Having a daughter with those attitudes and directions is worth a lot to a father. But in addition to the lifelong positives of a good father daughter relationship, nurturing that kind of relationship can be a real opportunity for a father in the here and now.

So what can a father do to create a loving and secure relationship with his daughter?

Start on Her Birthday. Fathers who best create this positive relationship start on the day she is born. Get involved in her life from the very outset. Take an active role in caring for this baby girl. The more time you spend with her earlier, the easier it will be to continue building the relationship later.

Teach Her New Things. While it is great when a dad teaches his daughter to ride a bike or to read or do chores, often the best things he can teach her are "guy things." Skills like fixing a car, fishing, golfing, or home repairs will serve a girl just as well as a boy, and will give her confidence that she can tackle anything. Just being with her dad doing things he is good at will be a real treat for her.

Listen Lots. Many of our daughters love to talk. In my experience, the girls tend to vocalize more than the boys do growing up. What a dad can do to build his relationship with his daughter is to listen more. Pay attention to what she says when you are together. Listen to what she is thinking, dreaming and wishing in her life. And most of all, keep confidences. When she shares something with you that is private and bares her soul, don't repeat the story. It is one sure way to hurt your relationship when you violate a trust.

Make Time For Fun. My little two year old granddaughter told me recently that she and her daddy went on a date. They looked at toys at the toy store and then went out for a treat. My son-in-law is learning the importance of spending time having fun with his daughter. Do things together that are fun and entertaining. I have been with my daughters miniature golfing, hiking, swimming, going to library storytime and going to plays. Building fun memories in a positive environment can make a big difference.

Tell Her She's Beautiful. This will sound a little corny to some fathers, but it is important. Modern culture and the media often give our daughters messages that they need to be the right weight, wear the right makeup, dress stylishly and sometimes immodestly to be beautiful. When you tell your daughter she is beautiful, emphasize the importance of being beautiful inside – more than skin-deep. Compliment her when her eyes sparkle or when she breaks into a big smile.

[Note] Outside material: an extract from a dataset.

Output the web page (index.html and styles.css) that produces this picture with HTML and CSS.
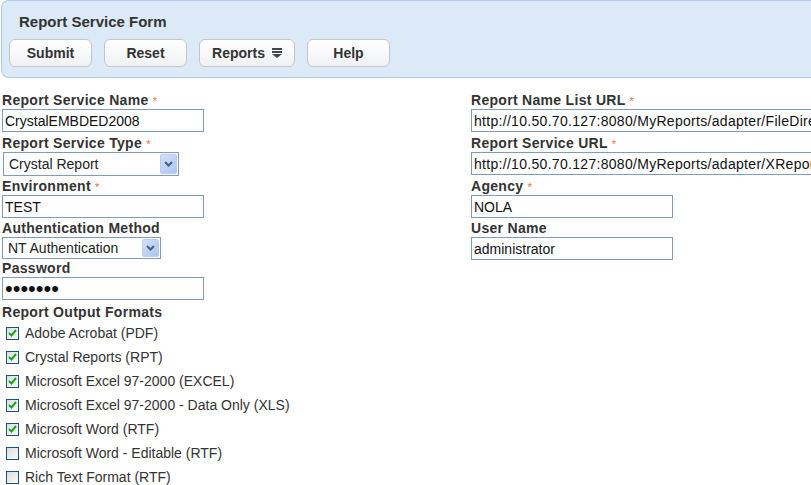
FILE: index.html
```html
<!DOCTYPE html>
<html lang="en">
<head>
  <meta charset="UTF-8" />
  <title>Report Service Form</title>
  <link rel="stylesheet" href="styles.css">
</head>
<body>
  <div class="page">
    <div class="toolbar">
      <h1 class="toolbar-title">Report Service Form</h1>
      <div class="toolbar-buttons">
        <button type="button" class="btn">Submit</button>
        <button type="button" class="btn">Reset</button>
        <button type="button" class="btn btn-menu">Reports
          <svg class="menu-icon" width="10" height="10" viewBox="0 0 10 10">
            <rect x="0" y="0" width="10" height="2" />
            <rect x="0" y="3" width="10" height="2" />
            <polygon points="0,6 10,6 5,10" />
          </svg>
        </button>
        <button type="button" class="btn">Help</button>
      </div>
    </div>

    <form class="form">
      <div class="form-grid">
        <div class="field">
          <label class="field-label">Report Service Name <span class="req">*</span></label>
          <input type="text" class="text-input" value="CrystalEMBDED2008" />
        </div>
        <div class="field">
          <label class="field-label">Report Name List URL <span class="req">*</span></label>
          <input type="text" class="text-input wide" value="http://10.50.70.127:8080/MyReports/adapter/FileDirectoryList" />
        </div>

        <div class="field">
          <label class="field-label">Report Service Type <span class="req">*</span></label>
          <div class="select select-type">
            <span class="select-text">Crystal Report</span>
            <span class="select-arrow">
              <svg width="9" height="6" viewBox="0 0 9 6"><polyline points="1,1 4.5,4.5 8,1" /></svg>
            </span>
          </div>
        </div>
        <div class="field">
          <label class="field-label">Report Service URL <span class="req">*</span></label>
          <input type="text" class="text-input wide" value="http://10.50.70.127:8080/MyReports/adapter/XReportService" />
        </div>

        <div class="field">
          <label class="field-label">Environment <span class="req">*</span></label>
          <input type="text" class="text-input" value="TEST" />
        </div>
        <div class="field">
          <label class="field-label">Agency <span class="req">*</span></label>
          <input type="text" class="text-input" value="NOLA" />
        </div>

        <div class="field">
          <label class="field-label">Authentication Method</label>
          <div class="select select-auth">
            <span class="select-text">NT Authentication</span>
            <span class="select-arrow">
              <svg width="9" height="6" viewBox="0 0 9 6"><polyline points="1,1 4.5,4.5 8,1" /></svg>
            </span>
          </div>
        </div>
        <div class="field">
          <label class="field-label">User Name</label>
          <input type="text" class="text-input" value="administrator" />
        </div>

        <div class="field">
          <label class="field-label">Password</label>
          <input type="password" class="text-input password" value="secret1" />
        </div>
      </div>

      <div class="formats">
        <label class="field-label">Report Output Formats</label>
        <ul class="format-list">
          <li><span class="check checked"><svg width="9" height="8" viewBox="0 0 9 8"><polyline points="1,4 3.5,6.5 8,1" /></svg></span>Adobe Acrobat (PDF)</li>
          <li><span class="check checked"><svg width="9" height="8" viewBox="0 0 9 8"><polyline points="1,4 3.5,6.5 8,1" /></svg></span>Crystal Reports (RPT)</li>
          <li><span class="check checked"><svg width="9" height="8" viewBox="0 0 9 8"><polyline points="1,4 3.5,6.5 8,1" /></svg></span>Microsoft Excel 97-2000 (EXCEL)</li>
          <li><span class="check checked"><svg width="9" height="8" viewBox="0 0 9 8"><polyline points="1,4 3.5,6.5 8,1" /></svg></span>Microsoft Excel 97-2000 - Data Only (XLS)</li>
          <li><span class="check checked"><svg width="9" height="8" viewBox="0 0 9 8"><polyline points="1,4 3.5,6.5 8,1" /></svg></span>Microsoft Word (RTF)</li>
          <li><span class="check"></span>Microsoft Word - Editable (RTF)</li>
          <li><span class="check"></span>Rich Text Format (RTF)</li>
        </ul>
      </div>
    </form>
  </div>
</body>
</html>
```

FILE: styles.css
```css
:root {
  --text-color: #333;
  --input-border: #7f9db9;
  --panel-bg: #dce9f6;
  --panel-border: #b3cae6;
  --required: #f26a3c;
}

* {
  box-sizing: border-box;
}

body {
  margin: 0;
  font-family: "Liberation Sans", Arial, sans-serif;
  font-size: 14px;
  color: var(--text-color);
  background: #fff;
  overflow: hidden;
}

.page {
  width: 900px;
}

/* Toolbar panel */
.toolbar {
  height: 78px;
  margin-left: 1px;
  padding: 12px 0 0 7px;
  background: var(--panel-bg);
  border: 1px solid var(--panel-border);
  border-right: none;
  border-radius: 8px 0 0 8px;
}

.toolbar-title {
  margin: 0 0 9px 10px;
  font-size: 15px;
  line-height: 17px;
  font-weight: bold;
  color: #333;
}

.toolbar-buttons {
  display: flex;
  gap: 12px;
}

.btn {
  display: inline-flex;
  align-items: center;
  justify-content: center;
  gap: 7px;
  width: 83px;
  height: 28px;
  padding: 0;
  border: 1px solid #c6c6c6;
  border-radius: 6px;
  background: linear-gradient(#ffffff, #eff1f3);
  font: bold 14px "Liberation Sans", Arial, sans-serif;
  color: #333;
}

.btn-menu {
  width: 96px;
}

.menu-icon {
  fill: #444;
}

/* Form */
.form {
  margin-top: 13px;
  padding-left: 2px;
}

.form-grid {
  display: grid;
  grid-template-columns: 469px 1fr;
  grid-template-rows: 43px 43px 42px 40px 44px;
}

.field-label {
  display: block;
  height: 18px;
  font-weight: bold;
  line-height: 18px;
  letter-spacing: 0.3px;
  color: #333;
}

.req {
  color: var(--required);
  font-size: 11px;
  line-height: 0;
  font-weight: normal;
}

.text-input {
  display: block;
  width: 202px;
  height: 23px;
  padding: 0 2px;
  border: 1px solid var(--input-border);
  font: 14px "Liberation Sans", Arial, sans-serif;
  color: #111;
  background: #fff;
}

.text-input.wide {
  width: 420px;
  letter-spacing: 0.3px;
}

.text-input.password {
  font-size: 22px;
  padding-top: 1px;
}

/* Fake dropdowns */
.select {
  display: flex;
  align-items: center;
  justify-content: space-between;
  height: 24px;
  padding: 1px;
  border: 1px solid var(--input-border);
  background: #fff;
}

.select-type {
  width: 176px;
  margin-left: 1px;
}

.select-auth {
  width: 159px;
  height: 22px;
}

.select-text {
  padding-left: 4px;
  color: #222;
}

.select-arrow {
  display: flex;
  align-items: center;
  justify-content: center;
  width: 17px;
  height: 100%;
  border: 1px solid #b9cdf0;
  border-radius: 2px;
  background: linear-gradient(135deg, #d2e0f9, #adc5f1);
}

.select-arrow polyline {
  fill: none;
  stroke: #4a5e84;
  stroke-width: 2;
}

/* Output formats */
.format-list {
  list-style: none;
  margin: 0;
  padding: 0 0 0 4px;
}

.format-list li {
  display: flex;
  align-items: center;
  gap: 6px;
  height: 24px;
  line-height: 24px;
  color: #333;
}

.check {
  display: inline-flex;
  align-items: center;
  justify-content: center;
  width: 13px;
  height: 13px;
  border: 1px solid #1c5180;
  background: linear-gradient(135deg, #dcdcd7, #fbfbf9);
}

.check polyline {
  fill: none;
  stroke: #21a121;
  stroke-width: 2;
}
```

Write Notes and Letters. You may remember from your dating years that girls love cards and notes and letters. Take the time occasionally to write your daughter a letter expressing your feelings, letting her know how you feel about her and how proud you are of her. These little personal expressions mean and lot to our daughters and are a good way of showing love.

Be a Great Example of Manhood. The way your daughter sees you treat women makes a big difference in how she will see men later in her life. Be on your best behavior with her, her mother and other female friends and relatives. Simple courtesy and kindness will go a long way in helping her know what to expect of men in her later life.

Making time and expending energy in building your relationship with your daughter will pay big dividends over time. Even though it may seem like more fun to spend time with the boys, there is still nothing quite like the relationship that can develop between a daughter and her daddy.